Diodes check OK, ranging from 0.585v and 0.611v. Most were 0.585-0.595, one was at 0.602 and one at 0.611. Transistors check OK using the diode test function. Beyond that I'd need to spend some time replicating a long-obsolete battery for my 1960s vintage Hickock 890 transistor tester. I really don't do much solid state repair and I haven't needed that thing enough to spend the time on it. In theory my tube tester will do them too, but it might be germanium only. Not really sure.
I've fixed a number of these modules. It is almost always the switches. If not, then it was because I blew something up prior to finding the switch problem. I had a voltmeter that someone must have run 100 amps through that had melted the solder off, so I guess that doesn't count. I had another that I pulled and pushed back into the TM5006, that which you don't want to do with power on. That took a while to fix.
I can guarantee nothing about how this was treated prior to it showing up here. My friend said when he got it the output was basically gone on one side of the waveform, and upon testing the voltages came out wrong at the test points so he replaced U512 and U566. At that point he said something else didn't work right, but he couldn't remember what it was. He apparently put this aside a couple years ago. It ended up here, and you know the rest of the story now.

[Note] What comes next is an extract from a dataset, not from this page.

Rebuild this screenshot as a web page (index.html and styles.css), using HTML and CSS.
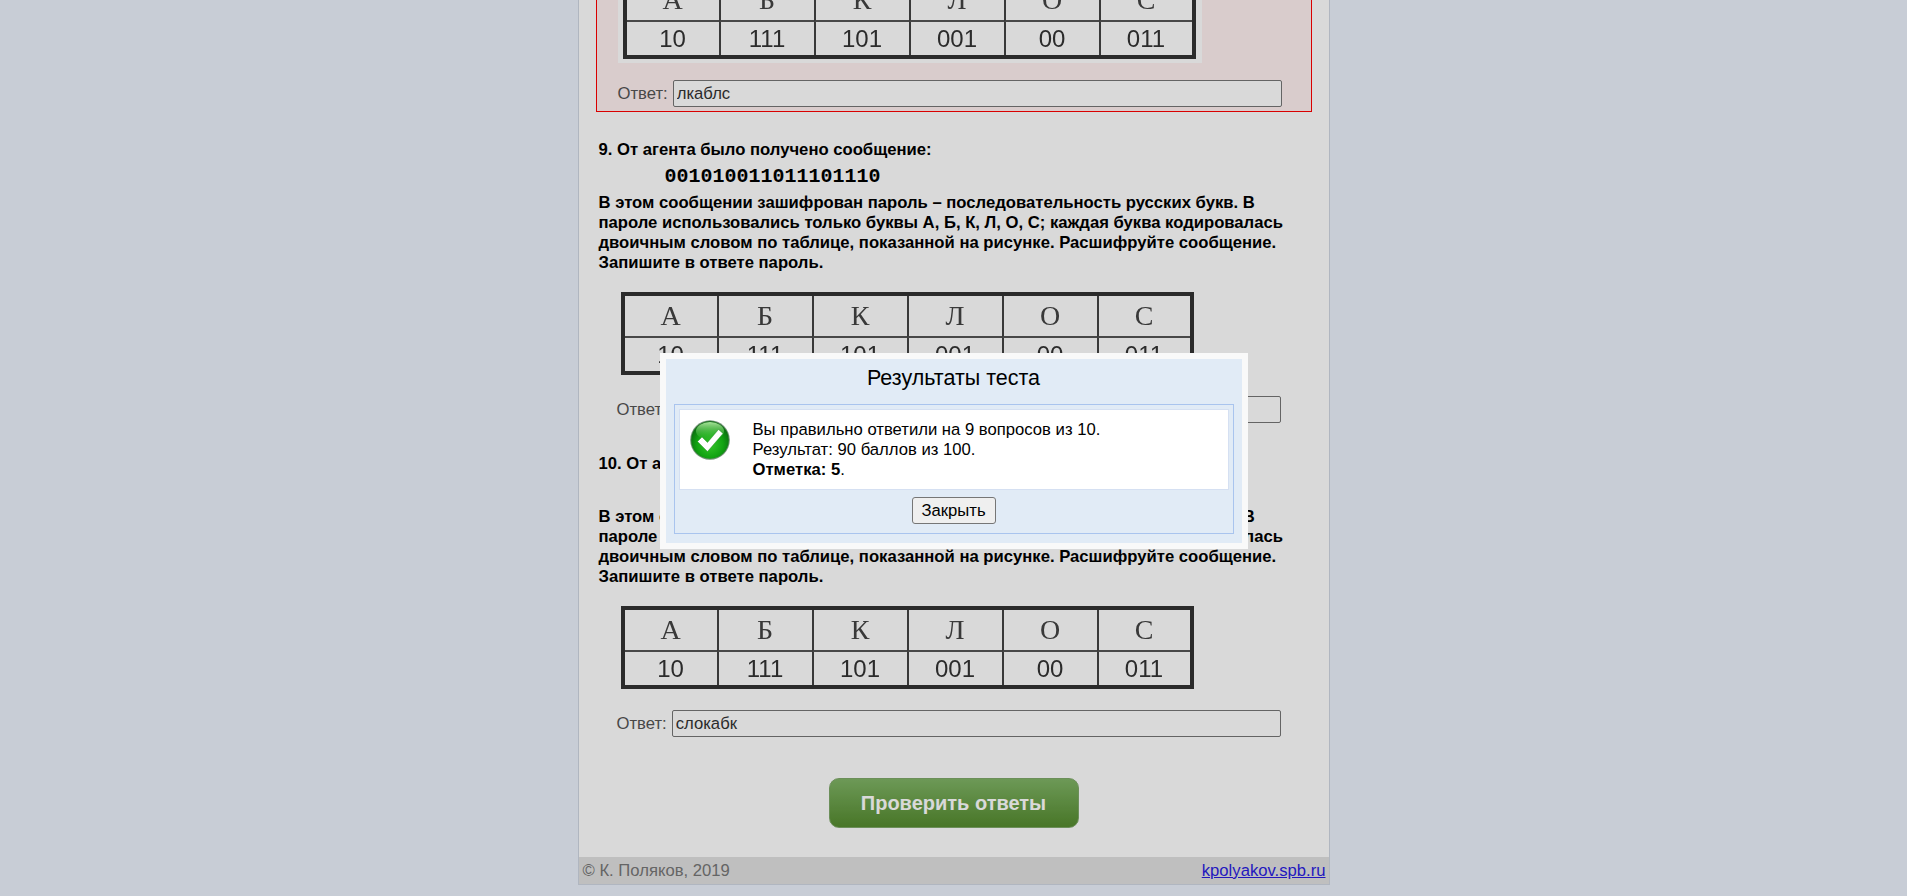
FILE: index.html
```html
<!DOCTYPE html>
<html lang="ru">

<head>
    <meta charset="UTF-8">
    <title>Тест: кодирование</title>
    <link rel="stylesheet" href="styles.css">
</head>

<body>

    <div class="page">

        <div class="task task--wrong">
            <div class="pic">
                <table class="codes">
                    <tr><th>А</th><th>Б</th><th>К</th><th>Л</th><th>О</th><th>С</th></tr>
                    <tr><td>10</td><td>111</td><td>101</td><td>001</td><td>00</td><td>011</td></tr>
                </table>
            </div>
            <div class="answer">
                <label class="answer__label">Ответ:</label>
                <input class="answer__input" type="text" value="лкаблс">
            </div>
        </div>

        <div class="task">
            <p class="task__text">9. От агента было получено сообщение:</p>
            <p class="task__code">001010011011101110</p>
            <p class="task__text">В этом сообщении зашифрован пароль – последовательность русских букв. В пароле использовались только буквы А, Б, К, Л, О, С; каждая буква кодировалась двоичным словом по таблице, показанной на рисунке. Расшифруйте сообщение. Запишите в ответе пароль.</p>
            <div class="pic">
                <table class="codes">
                    <tr><th>А</th><th>Б</th><th>К</th><th>Л</th><th>О</th><th>С</th></tr>
                    <tr><td>10</td><td>111</td><td>101</td><td>001</td><td>00</td><td>011</td></tr>
                </table>
            </div>
            <div class="answer">
                <label class="answer__label">Ответ:</label>
                <input class="answer__input" type="text" value="оклабса">
            </div>
        </div>

        <div class="task">
            <p class="task__text">10. От агента было получено сообщение:</p>
            <p class="task__code">0110010010110111101</p>
            <p class="task__text">В этом сообщении зашифрован пароль – последовательность русских букв. В пароле использовались только буквы А, Б, К, Л, О, С; каждая буква кодировалась двоичным словом по таблице, показанной на рисунке. Расшифруйте сообщение. Запишите в ответе пароль.</p>
            <div class="pic">
                <table class="codes">
                    <tr><th>А</th><th>Б</th><th>К</th><th>Л</th><th>О</th><th>С</th></tr>
                    <tr><td>10</td><td>111</td><td>101</td><td>001</td><td>00</td><td>011</td></tr>
                </table>
            </div>
            <div class="answer">
                <label class="answer__label">Ответ:</label>
                <input class="answer__input" type="text" value="слокабк">
            </div>
        </div>

        <div class="submit">
            <button class="submit__btn" type="button">Проверить ответы</button>
        </div>

        <div class="footer">
            <span>© К. Поляков, 2019</span>
            <a class="footer__link" href="#">kpolyakov.spb.ru</a>
        </div>
    </div>

    <!-- затемнение и окно с результатом -->
    <div class="shade"></div>
    <div class="popup">
        <div class="popup__title">Результаты теста</div>
        <div class="popup__body">
            <div class="result">
                <svg class="result__icon" width="40" height="40" viewBox="0 0 40 40">
                    <defs>
                        <radialGradient id="ball" cx="50%" cy="62%" r="58%">
                            <stop offset="0" stop-color="#35c52a"/>
                            <stop offset=".6" stop-color="#12a312"/>
                            <stop offset="1" stop-color="#0a6a10"/>
                        </radialGradient>
                        <linearGradient id="shine" x1="0" y1="0" x2="0" y2="1">
                            <stop offset="0" stop-color="#a8e49a"/>
                            <stop offset="1" stop-color="#2fb52a" stop-opacity=".2"/>
                        </linearGradient>
                    </defs>
                    <circle cx="20" cy="20" r="19.8" fill="#6f8f72"/>
                    <circle cx="20" cy="20" r="18.8" fill="url(#ball)"/>
                    <ellipse cx="20" cy="11" rx="14" ry="9" fill="url(#shine)"/>
                    <path d="M7.5 21.5l4.5-4.5 5.5 5.5L28.5 9.5l4.5 4-15.5 18z" fill="#fff" stroke="#0c7a12" stroke-opacity=".45" stroke-width=".8"/>
                </svg>
                <div class="result__text">
                    Вы правильно ответили на 9 вопросов из 10.<br>
                    Результат: 90 баллов из 100.<br>
                    <b>Отметка: 5</b>.
                </div>
            </div>
            <div class="popup__actions">
                <button class="popup__close" type="button">Закрыть</button>
            </div>
        </div>
    </div>

</body>

</html>
```

FILE: styles.css
```css
html, body {
    margin: 0;
    height: 896px;
    overflow: hidden;
}

body {
    background: #ebf1fc;
    font-family: "Liberation Sans", Arial, sans-serif;
    font-size: 16.67px;
    line-height: 20px;
    color: #000;
}

.page {
    box-sizing: border-box;
    width: 752px;
    margin: -28px auto 0;
    background: #fff;
    border: 1px solid #cfd6e2;
    border-width: 0 1px 1px;
}

.task {
    padding: 0 20px 31px;
}

.task--wrong {
    margin: 0 17px 28px;
    padding: 0 20px 4px 21px;
    background: #fff0f0;
    border: 1px solid #f00;
    border-top: 0;
}

.task__text {
    margin: 0;
    font-weight: bold;
}

.task__code {
    margin: 4px 0 3px 66px;
    font-family: "Liberation Mono", "Courier New", monospace;
    font-size: 20px;
    font-weight: bold;
    line-height: 26px;
}

.pic {
    display: inline-block;
    vertical-align: top;
    margin: 15px 0 0 17px;
    padding: 4px 6px 4px 5px;
    background: #fff;
}

.task--wrong .pic {
    margin: 0;
}

/* таблица кодов, в оригинале картинка */
.codes {
    box-sizing: border-box;
    width: 573px;
    height: 83px;
    table-layout: fixed;
    border-collapse: separate;
    border-spacing: 0;
    border: 4px solid #333;
    color: #444;
    filter: blur(.4px);
}

.codes th,
.codes td {
    width: 93px;
    padding: 0;
    text-align: center;
    border-left: 2px solid #444;
}

.codes th:first-child,
.codes td:first-child {
    width: 92px;
    border-left: 0;
}

.codes th:last-child,
.codes td:last-child {
    width: auto;
}

.codes th {
    height: 40px;
    border-bottom: 2px solid #555;
    font-family: "Liberation Serif", serif;
    font-size: 28px;
    font-weight: normal;
}

.codes td {
    font-size: 24px;
    color: #333;
}

.answer {
    display: flex;
    align-items: center;
    margin: 17px 0 0 18px;
    width: 664px;
    color: #555;
}

.task--wrong .answer {
    margin-left: 0;
}

.answer__label {
    margin-right: 5px;
}

.answer__input {
    flex: 1;
    box-sizing: border-box;
    height: 27px;
    padding: 1px 3px;
    border: 1px solid #767676;
    border-radius: 2px;
    background: #fff;
    font-family: inherit;
    font-size: 16.67px;
    color: #333;
}

.submit {
    text-align: center;
    padding: 10px 0 29px;
}

.submit__btn {
    width: 250px;
    height: 50px;
    border: 1px solid #7fa86a;
    border-radius: 10px;
    background: linear-gradient(#80b466, #558b2f);
    font-family: inherit;
    font-size: 20px;
    font-weight: bold;
    color: #fff;
}

.footer {
    display: flex;
    justify-content: space-between;
    height: 27px;
    padding: 0 3px 0 4px;
    background: #e1e1e1;
    line-height: 27px;
    color: #777;
}

.footer__link {
    color: #2a1ce0;
}

.shade {
    position: fixed;
    top: 0;
    left: 0;
    right: 0;
    bottom: 0;
    background: rgba(0, 0, 0, .15);
}

.popup {
    position: fixed;
    top: 353px;
    left: 50%;
    box-sizing: border-box;
    width: 588px;
    height: 196px;
    margin-left: -294px;
    padding: 0 8px;
    background: #e1ebf6;
    border: 6px solid #f9f9f9;
}

.popup__title {
    height: 45px;
    text-align: center;
    font-size: 21.5px;
    line-height: 38px;
}

.popup__body {
    height: 130px;
    box-sizing: border-box;
    padding: 4px;
    border: 1px solid #a9c4ee;
}

.result {
    display: flex;
    box-sizing: border-box;
    height: 81px;
    background: #fff;
    border: 1px solid #d5e0f2;
}

.result__icon {
    margin: 10px 23px 0 10px;
}

.result__text {
    padding-top: 10px;
}

.popup__actions {
    margin-top: 7px;
    text-align: center;
}

.popup__close {
    box-sizing: border-box;
    width: 84px;
    height: 27px;
    padding: 0;
    border: 1px solid #767676;
    border-radius: 3px;
    background: #efefef;
    font-family: inherit;
    font-size: 16.67px;
    color: #000;
}
```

Side question, does R260 on yours show any evidence of having been warm? This one is a bit darkened and the board under it is also discolored. Its dropping 7.14v across it, which is less than 1/4w on a 1/2w part.

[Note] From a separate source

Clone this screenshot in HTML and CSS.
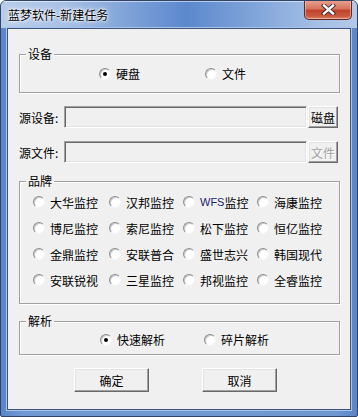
FILE: index.html
```html
<!DOCTYPE html>
<html lang="zh-CN">
<head>
    <meta charset="UTF-8">
    <meta name="viewport" content="width=device-width, initial-scale=1.0">
    <title>蓝梦软件-新建任务</title>
    <link rel="stylesheet" href="styles.css">
</head>
<body>
    <div class="window">
        <div class="titlebar">
            <span class="title">蓝梦软件-新建任务</span>
            <div class="close-btn">
                <svg width="15" height="11" viewBox="0 0 15 11">
                    <path d="M3 1.5 L12 9.5 M12 1.5 L3 9.5" stroke="#3a2a2a" stroke-width="4.2" stroke-linecap="square"/>
                    <path d="M3 1.5 L12 9.5 M12 1.5 L3 9.5" stroke="#ffffff" stroke-width="2.4" stroke-linecap="square"/>
                </svg>
            </div>
        </div>

        <div class="client">
            <!-- 设备 -->
            <div class="group group-device">
                <span class="group-title">设备</span>
                <div class="opt"><span class="radio checked"></span>硬盘</div>
                <div class="opt"><span class="radio"></span>文件</div>
            </div>

            <div class="field-row">
                <span class="field-label">源设备:</span>
                <span class="edit"></span>
                <span class="btn btn-small">磁盘</span>
            </div>

            <div class="field-row">
                <span class="field-label">源文件:</span>
                <span class="edit"></span>
                <span class="btn btn-small disabled">文件</span>
            </div>

            <!-- 品牌 -->
            <div class="group group-brand">
                <span class="group-title">品牌</span>
                <div class="opt"><span class="radio"></span>大华监控</div>
                <div class="opt"><span class="radio"></span>汉邦监控</div>
                <div class="opt"><span class="radio"></span><span class="latin">WFS</span>监控</div>
                <div class="opt"><span class="radio"></span>海康监控</div>

                <div class="opt"><span class="radio"></span>博尼监控</div>
                <div class="opt"><span class="radio"></span>索尼监控</div>
                <div class="opt"><span class="radio"></span>松下监控</div>
                <div class="opt"><span class="radio"></span>恒亿监控</div>

                <div class="opt"><span class="radio"></span>金鼎监控</div>
                <div class="opt"><span class="radio"></span>安联普合</div>
                <div class="opt"><span class="radio"></span>盛世志兴</div>
                <div class="opt"><span class="radio"></span>韩国现代</div>

                <div class="opt"><span class="radio"></span>安联锐视</div>
                <div class="opt"><span class="radio"></span>三星监控</div>
                <div class="opt"><span class="radio"></span>邦视监控</div>
                <div class="opt"><span class="radio"></span>全睿监控</div>
            </div>

            <!-- 解析 -->
            <div class="group group-parse">
                <span class="group-title">解析</span>
                <div class="opt"><span class="radio checked"></span>快速解析</div>
                <div class="opt"><span class="radio"></span>碎片解析</div>
            </div>

            <div class="actions">
                <span class="btn btn-action">确定</span>
                <span class="btn btn-action">取消</span>
            </div>
        </div>
    </div>
</body>
</html>
```

FILE: styles.css
```css
* {
    box-sizing: border-box;
}

body {
    margin: 0;
    font-family: "Noto Sans CJK SC", "Liberation Sans", sans-serif;
    font-size: 12px;
    color: #000;
    background: #fff;
}

.window {
    width: 358px;
    height: 417px;
    display: flex;
    flex-direction: column;
    background: linear-gradient(to right, #5b85c6, #7099d4 6%, #6f97d2 94%, #5b85c6);
    border: 1px solid #2f4466;
    border-radius: 6px 6px 2px 2px;
    overflow: hidden;
}

.titlebar {
    height: 27px;
    flex: none;
    display: flex;
    justify-content: space-between;
    align-items: flex-start;
    background: linear-gradient(to right, #b9cdea 0%, #a7c0e5 18%, #7ea2d8 36%, #5b88cd 52%, #7ea3d9 70%, #a3bde4 88%, #b3c9e9 100%);
    box-shadow: inset 0 1px 0 rgba(255,255,255,0.55);
}

.title {
    padding: 7px 0 0 7px;
    line-height: 14px;
    font-size: 12px;
    text-shadow: 0 0 6px #fff, 0 0 3px #fff, 0 0 2px #fff;
}

.close-btn {
    width: 48px;
    height: 20px;
    margin: -1px 5px 0 0;
    display: flex;
    align-items: center;
    justify-content: center;
    background: linear-gradient(#eaa493, #d6745f 45%, #c0432a 55%, #c9583e 85%, #dd8a6c);
    border: 1px solid #5e2a22;
    border-top: none;
    border-radius: 0 0 5px 5px;
    box-shadow: inset 0 0 0 1px rgba(255,220,210,0.45);
}

.client {
    flex: 1;
    margin: 0 6px 6px 6px;
    padding: 0 10px 0 11px;
    display: flex;
    flex-direction: column;
    background: #f0f0f0;
    border: 1px solid #3e5479;
    box-shadow: 0 0 0 1px #a9c4ea;
}

/* group boxes */
.group {
    position: relative;
    border: 1px solid #a0a0a0;
    box-shadow: 1px 1px 0 #fff, inset 1px 1px 0 #fff;
}

.group-title {
    position: absolute;
    top: -8px;
    left: 6px;
    padding: 0 2px;
    line-height: 14px;
    background: #f0f0f0;
}

.opt {
    display: flex;
    align-items: center;
    white-space: nowrap;
}

.radio {
    width: 12px;
    height: 12px;
    flex: none;
    margin-right: 5px;
    border-radius: 50%;
    border: 1px solid;
    border-color: #8e8e8e #f4f4f4 #f4f4f4 #8e8e8e;
    background: #fff;
    box-shadow: inset 1px 1px 0 #c8c8c8;
    display: flex;
    align-items: center;
    justify-content: center;
}

.radio.checked::after {
    content: "";
    width: 4px;
    height: 4px;
    border-radius: 50%;
    background: #000;
}

.latin {
    font-family: "Liberation Sans", sans-serif;
    font-size: 11px;
    color: #22226e;
}

.group-device {
    margin-top: 25px;
    height: 39px;
    padding-left: 79px;
    display: flex;
    align-items: center;
}

.group-device .opt {
    width: 106px;
}

.group-brand {
    margin-top: 18px;
    height: 123px;
    padding: 7px 0 0 13px;
    display: grid;
    grid-template-columns: 76px 74px 74px 1fr;
    grid-auto-rows: 26px;
}

.group-parse {
    margin-top: 17px;
    height: 34px;
    padding: 3px 0 0 80px;
    display: flex;
    align-items: center;
}

.group-parse .opt {
    width: 104px;
}

/* source rows */
.field-row {
    margin-top: 13px;
    height: 22px;
    display: flex;
    align-items: center;
}

.field-label {
    width: 45px;
}

.edit {
    width: 243px;
    height: 22px;
    background: #f0f0f0;
    border: 1px solid;
    border-color: #a0a0a0 #fff #fff #a0a0a0;
    box-shadow: inset 1px 1px 0 #696969, inset -1px -1px 0 #e3e3e3;
}

.btn {
    display: flex;
    align-items: center;
    justify-content: center;
    background: #f0f0f0;
    border: 1px solid;
    border-color: #fff #696969 #696969 #fff;
    box-shadow: inset -1px -1px 0 #a0a0a0, inset 1px 1px 0 #e3e3e3;
}

.btn-small {
    width: 30px;
    height: 22px;
    margin-left: 1px;
}

.btn.disabled {
    color: #a0a0a0;
    text-shadow: 1px 1px 0 #fff;
}

.actions {
    margin-top: 13px;
    padding-left: 55px;
    display: flex;
    gap: 53px;
}

.btn-action {
    width: 75px;
    height: 24px;
}
```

Thanks for your help with this. Solid state gear really isn't my thing, so I sometimes need help working my way through it. I mostly mess with tube gear, but tube test gear for the most part is awful or just has so many functional and usability problems that I'm not interested in dealing with it. Nothing like trying to align a tuner with a signal generator that drifts off frequency every time a bird flies overhead or the planetary alignment shifts more than it deems appropriate.